While Punjab-based politicians go blue in the face denouncing US drone attacks for an alleged rise in militancy, they conveniently ignore that random or poorly conceived military operations and indiscriminate use of massive firepower, which result in civilian casualties and displacement of the population, also cause tremendous resentment among people. Pounding the tribal Pashtuns that Pakistan itself has thrown under the jihadist bus compounds the tragedy of FATA. Forget about integrating FATA or conducting the local bodies polls there, the Punjab-dominated National Assembly of Pakistan argued over whether the word ‘tamasha’ (spectacle) or drama is against the parliamentary politesse as Mirali was being pummeled.

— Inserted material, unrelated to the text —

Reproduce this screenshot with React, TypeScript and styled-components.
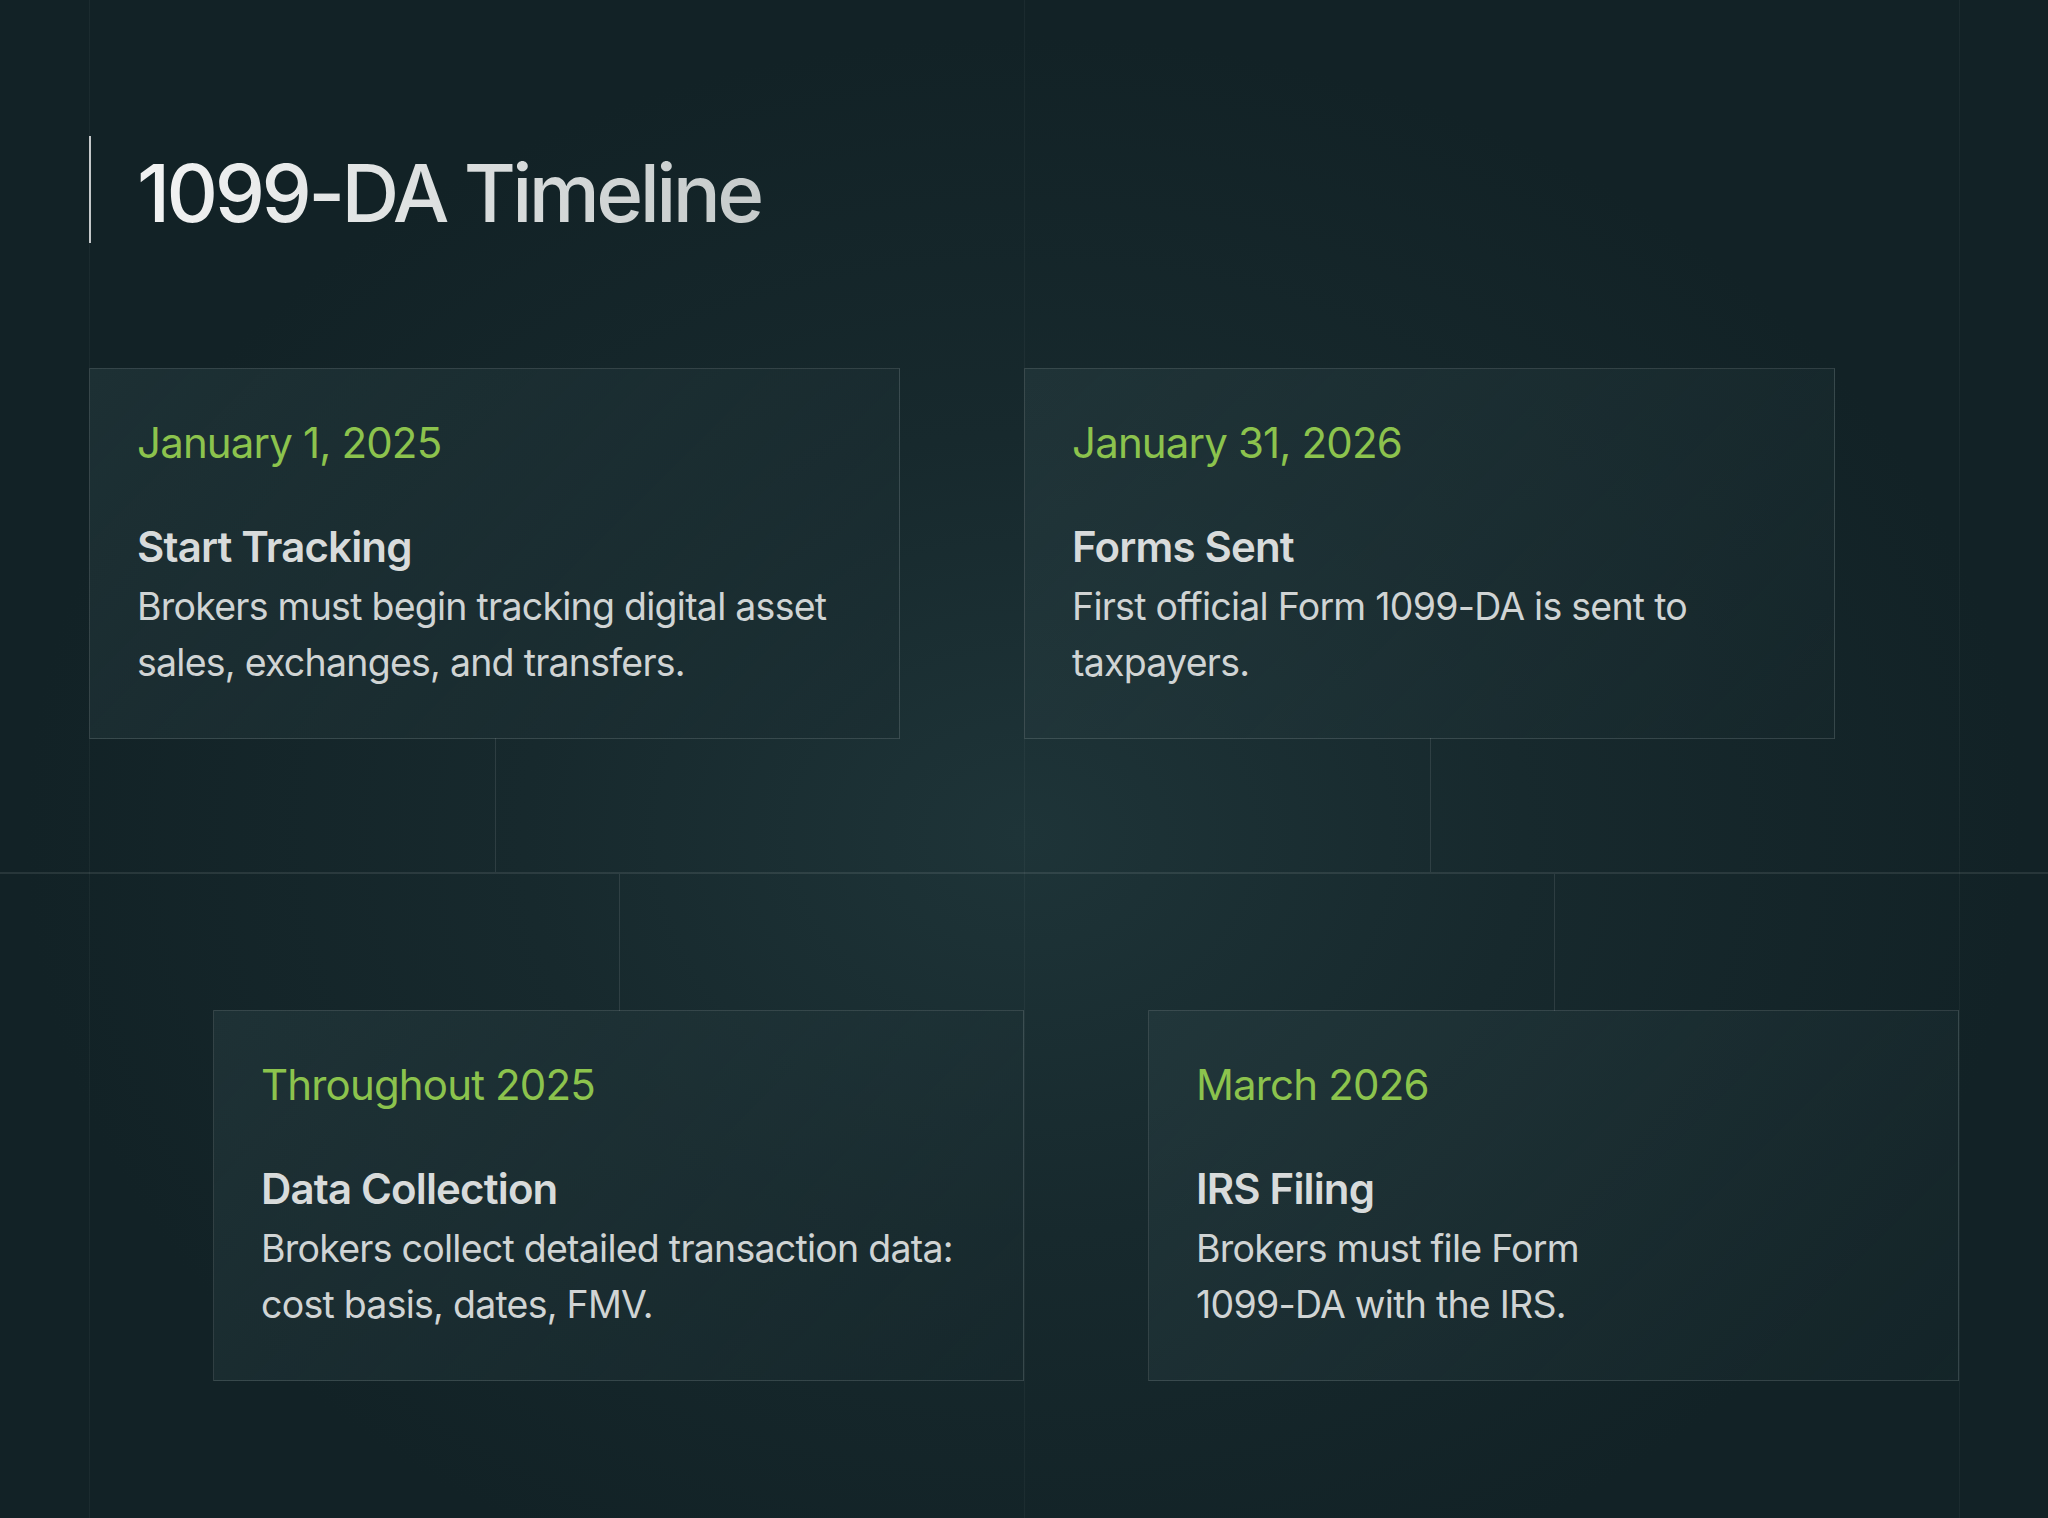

The new chief of army staff General Raheel Sharif’s statement in Peshawar that “terrorist attacks will not be tolerated and will be responded to effectively”, should be welcomed. However, by most independent accounts, the events in Mirali leave much to be desired in how the army currently mounts such a response. General Sharif, who reportedly had a significant role in formulating the military’s counterterrorism strategy, still has some serious work on his hands. While the Mirali fighting is being interpreted as the rolling start to a larger NWA operation, it seems to have been a limited action gone awry. Still, General Sharif’s statement is being seen as a departure from his predecessor’s way of conducting business. However, unless the arbitrary policy of differentiating the so-called good Taliban from the bad ones is formally and publically scrapped, smoking out and neutralising them will remain an uphill task replete with pitfalls like the Mirali tragedy.